▶ Instruction
Will you transcribe all the entries word for word, skipping the pictures they hold?
-*-
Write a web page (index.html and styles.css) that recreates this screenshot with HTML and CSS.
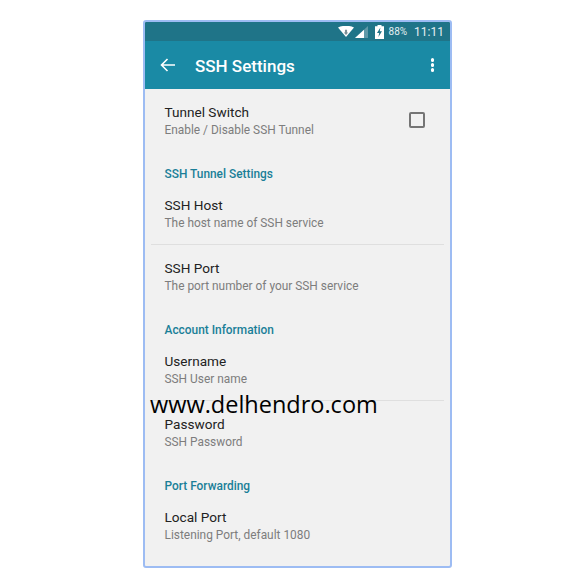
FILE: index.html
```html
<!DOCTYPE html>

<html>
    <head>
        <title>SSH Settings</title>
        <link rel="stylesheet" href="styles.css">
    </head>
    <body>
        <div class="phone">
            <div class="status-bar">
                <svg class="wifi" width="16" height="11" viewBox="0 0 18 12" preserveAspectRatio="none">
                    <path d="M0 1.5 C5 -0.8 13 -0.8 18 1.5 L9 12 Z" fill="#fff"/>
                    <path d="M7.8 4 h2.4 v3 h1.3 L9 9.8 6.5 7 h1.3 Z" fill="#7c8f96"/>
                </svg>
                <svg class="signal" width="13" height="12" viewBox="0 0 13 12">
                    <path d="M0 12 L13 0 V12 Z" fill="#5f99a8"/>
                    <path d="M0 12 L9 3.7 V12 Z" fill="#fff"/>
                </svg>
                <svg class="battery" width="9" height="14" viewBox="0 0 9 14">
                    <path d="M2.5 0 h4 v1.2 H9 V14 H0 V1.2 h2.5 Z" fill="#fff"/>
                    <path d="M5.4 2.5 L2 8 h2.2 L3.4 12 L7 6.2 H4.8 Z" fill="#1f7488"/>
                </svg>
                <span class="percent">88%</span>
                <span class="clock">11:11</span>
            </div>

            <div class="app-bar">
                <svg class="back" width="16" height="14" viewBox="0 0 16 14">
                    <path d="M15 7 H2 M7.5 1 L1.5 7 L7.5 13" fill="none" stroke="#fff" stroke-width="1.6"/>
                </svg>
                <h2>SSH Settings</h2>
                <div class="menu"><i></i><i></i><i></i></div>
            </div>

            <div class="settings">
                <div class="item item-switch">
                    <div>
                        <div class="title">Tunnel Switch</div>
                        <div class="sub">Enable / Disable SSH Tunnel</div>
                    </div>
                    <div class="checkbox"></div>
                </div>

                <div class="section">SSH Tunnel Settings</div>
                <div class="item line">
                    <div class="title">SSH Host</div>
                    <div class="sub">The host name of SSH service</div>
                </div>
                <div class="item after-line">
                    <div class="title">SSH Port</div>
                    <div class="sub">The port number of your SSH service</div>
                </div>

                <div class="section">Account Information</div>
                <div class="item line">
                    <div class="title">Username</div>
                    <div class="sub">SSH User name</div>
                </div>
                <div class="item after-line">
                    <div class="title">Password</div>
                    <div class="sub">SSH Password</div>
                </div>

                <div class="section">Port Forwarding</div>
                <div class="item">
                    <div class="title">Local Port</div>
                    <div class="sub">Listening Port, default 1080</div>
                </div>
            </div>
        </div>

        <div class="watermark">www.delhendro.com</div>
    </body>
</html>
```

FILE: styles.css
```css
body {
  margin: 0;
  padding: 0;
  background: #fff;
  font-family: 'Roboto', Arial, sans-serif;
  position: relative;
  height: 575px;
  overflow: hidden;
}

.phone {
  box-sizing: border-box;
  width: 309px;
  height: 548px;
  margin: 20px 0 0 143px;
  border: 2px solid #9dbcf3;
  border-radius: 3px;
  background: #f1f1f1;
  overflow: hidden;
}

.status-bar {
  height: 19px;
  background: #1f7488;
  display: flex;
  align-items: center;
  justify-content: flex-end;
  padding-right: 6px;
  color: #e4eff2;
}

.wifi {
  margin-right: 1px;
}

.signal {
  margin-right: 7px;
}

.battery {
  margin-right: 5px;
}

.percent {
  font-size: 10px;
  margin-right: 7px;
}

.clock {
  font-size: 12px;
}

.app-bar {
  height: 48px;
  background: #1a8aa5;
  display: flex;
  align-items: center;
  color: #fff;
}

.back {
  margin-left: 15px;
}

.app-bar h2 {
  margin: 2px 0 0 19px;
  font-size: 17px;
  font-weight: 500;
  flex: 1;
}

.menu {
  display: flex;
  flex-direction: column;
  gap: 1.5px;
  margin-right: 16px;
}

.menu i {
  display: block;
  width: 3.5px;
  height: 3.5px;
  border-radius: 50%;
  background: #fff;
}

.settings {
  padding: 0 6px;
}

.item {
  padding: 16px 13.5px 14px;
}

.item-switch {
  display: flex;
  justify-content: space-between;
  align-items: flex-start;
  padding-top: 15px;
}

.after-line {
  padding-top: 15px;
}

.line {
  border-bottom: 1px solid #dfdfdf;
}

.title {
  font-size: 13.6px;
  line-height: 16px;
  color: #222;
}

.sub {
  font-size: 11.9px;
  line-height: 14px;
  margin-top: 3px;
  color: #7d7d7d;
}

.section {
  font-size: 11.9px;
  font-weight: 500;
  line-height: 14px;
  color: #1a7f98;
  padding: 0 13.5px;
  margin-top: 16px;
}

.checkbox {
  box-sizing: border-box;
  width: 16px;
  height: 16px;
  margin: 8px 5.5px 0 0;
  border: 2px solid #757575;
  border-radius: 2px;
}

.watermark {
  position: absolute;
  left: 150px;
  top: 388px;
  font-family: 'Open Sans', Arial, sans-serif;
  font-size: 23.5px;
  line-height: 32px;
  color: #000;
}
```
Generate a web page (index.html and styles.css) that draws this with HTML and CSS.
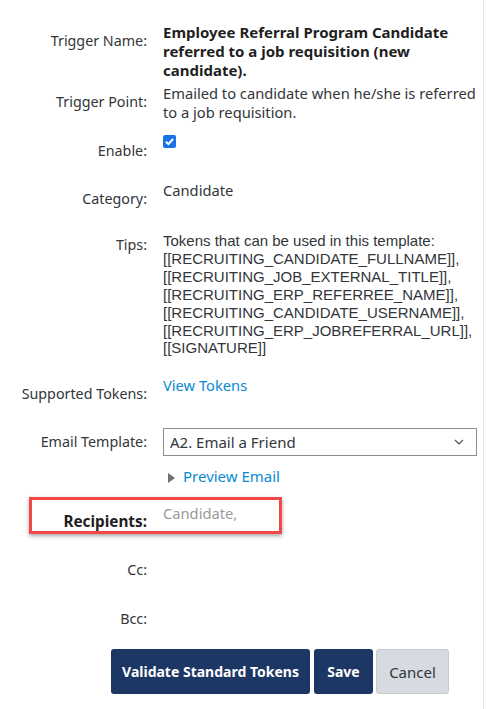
-*-
▶ The output
Write a web page (index.html and styles.css) that recreates this screenshot with HTML and CSS.
FILE: index.html
```html
<!DOCTYPE html>

<html>
    <head>
        <title>SSH Settings</title>
        <link rel="stylesheet" href="styles.css">
    </head>
    <body>
        <div class="phone">
            <div class="status-bar">
                <svg class="wifi" width="16" height="11" viewBox="0 0 18 12" preserveAspectRatio="none">
                    <path d="M0 1.5 C5 -0.8 13 -0.8 18 1.5 L9 12 Z" fill="#fff"/>
                    <path d="M7.8 4 h2.4 v3 h1.3 L9 9.8 6.5 7 h1.3 Z" fill="#7c8f96"/>
                </svg>
                <svg class="signal" width="13" height="12" viewBox="0 0 13 12">
                    <path d="M0 12 L13 0 V12 Z" fill="#5f99a8"/>
                    <path d="M0 12 L9 3.7 V12 Z" fill="#fff"/>
                </svg>
                <svg class="battery" width="9" height="14" viewBox="0 0 9 14">
                    <path d="M2.5 0 h4 v1.2 H9 V14 H0 V1.2 h2.5 Z" fill="#fff"/>
                    <path d="M5.4 2.5 L2 8 h2.2 L3.4 12 L7 6.2 H4.8 Z" fill="#1f7488"/>
                </svg>
                <span class="percent">88%</span>
                <span class="clock">11:11</span>
            </div>

            <div class="app-bar">
                <svg class="back" width="16" height="14" viewBox="0 0 16 14">
                    <path d="M15 7 H2 M7.5 1 L1.5 7 L7.5 13" fill="none" stroke="#fff" stroke-width="1.6"/>
                </svg>
                <h2>SSH Settings</h2>
                <div class="menu"><i></i><i></i><i></i></div>
            </div>

            <div class="settings">
                <div class="item item-switch">
                    <div>
                        <div class="title">Tunnel Switch</div>
                        <div class="sub">Enable / Disable SSH Tunnel</div>
                    </div>
                    <div class="checkbox"></div>
                </div>

                <div class="section">SSH Tunnel Settings</div>
                <div class="item line">
                    <div class="title">SSH Host</div>
                    <div class="sub">The host name of SSH service</div>
                </div>
                <div class="item after-line">
                    <div class="title">SSH Port</div>
                    <div class="sub">The port number of your SSH service</div>
                </div>

                <div class="section">Account Information</div>
                <div class="item line">
                    <div class="title">Username</div>
                    <div class="sub">SSH User name</div>
                </div>
                <div class="item after-line">
                    <div class="title">Password</div>
                    <div class="sub">SSH Password</div>
                </div>

                <div class="section">Port Forwarding</div>
                <div class="item">
                    <div class="title">Local Port</div>
                    <div class="sub">Listening Port, default 1080</div>
                </div>
            </div>
        </div>

        <div class="watermark">www.delhendro.com</div>
    </body>
</html>
```

FILE: styles.css
```css
body {
  margin: 0;
  padding: 0;
  background: #fff;
  font-family: 'Roboto', Arial, sans-serif;
  position: relative;
  height: 575px;
  overflow: hidden;
}

.phone {
  box-sizing: border-box;
  width: 309px;
  height: 548px;
  margin: 20px 0 0 143px;
  border: 2px solid #9dbcf3;
  border-radius: 3px;
  background: #f1f1f1;
  overflow: hidden;
}

.status-bar {
  height: 19px;
  background: #1f7488;
  display: flex;
  align-items: center;
  justify-content: flex-end;
  padding-right: 6px;
  color: #e4eff2;
}

.wifi {
  margin-right: 1px;
}

.signal {
  margin-right: 7px;
}

.battery {
  margin-right: 5px;
}

.percent {
  font-size: 10px;
  margin-right: 7px;
}

.clock {
  font-size: 12px;
}

.app-bar {
  height: 48px;
  background: #1a8aa5;
  display: flex;
  align-items: center;
  color: #fff;
}

.back {
  margin-left: 15px;
}

.app-bar h2 {
  margin: 2px 0 0 19px;
  font-size: 17px;
  font-weight: 500;
  flex: 1;
}

.menu {
  display: flex;
  flex-direction: column;
  gap: 1.5px;
  margin-right: 16px;
}

.menu i {
  display: block;
  width: 3.5px;
  height: 3.5px;
  border-radius: 50%;
  background: #fff;
}

.settings {
  padding: 0 6px;
}

.item {
  padding: 16px 13.5px 14px;
}

.item-switch {
  display: flex;
  justify-content: space-between;
  align-items: flex-start;
  padding-top: 15px;
}

.after-line {
  padding-top: 15px;
}

.line {
  border-bottom: 1px solid #dfdfdf;
}

.title {
  font-size: 13.6px;
  line-height: 16px;
  color: #222;
}

.sub {
  font-size: 11.9px;
  line-height: 14px;
  margin-top: 3px;
  color: #7d7d7d;
}

.section {
  font-size: 11.9px;
  font-weight: 500;
  line-height: 14px;
  color: #1a7f98;
  padding: 0 13.5px;
  margin-top: 16px;
}

.checkbox {
  box-sizing: border-box;
  width: 16px;
  height: 16px;
  margin: 8px 5.5px 0 0;
  border: 2px solid #757575;
  border-radius: 2px;
}

.watermark {
  position: absolute;
  left: 150px;
  top: 388px;
  font-family: 'Open Sans', Arial, sans-serif;
  font-size: 23.5px;
  line-height: 32px;
  color: #000;
}
```
Generate a web page (index.html and styles.css) that draws this with HTML and CSS.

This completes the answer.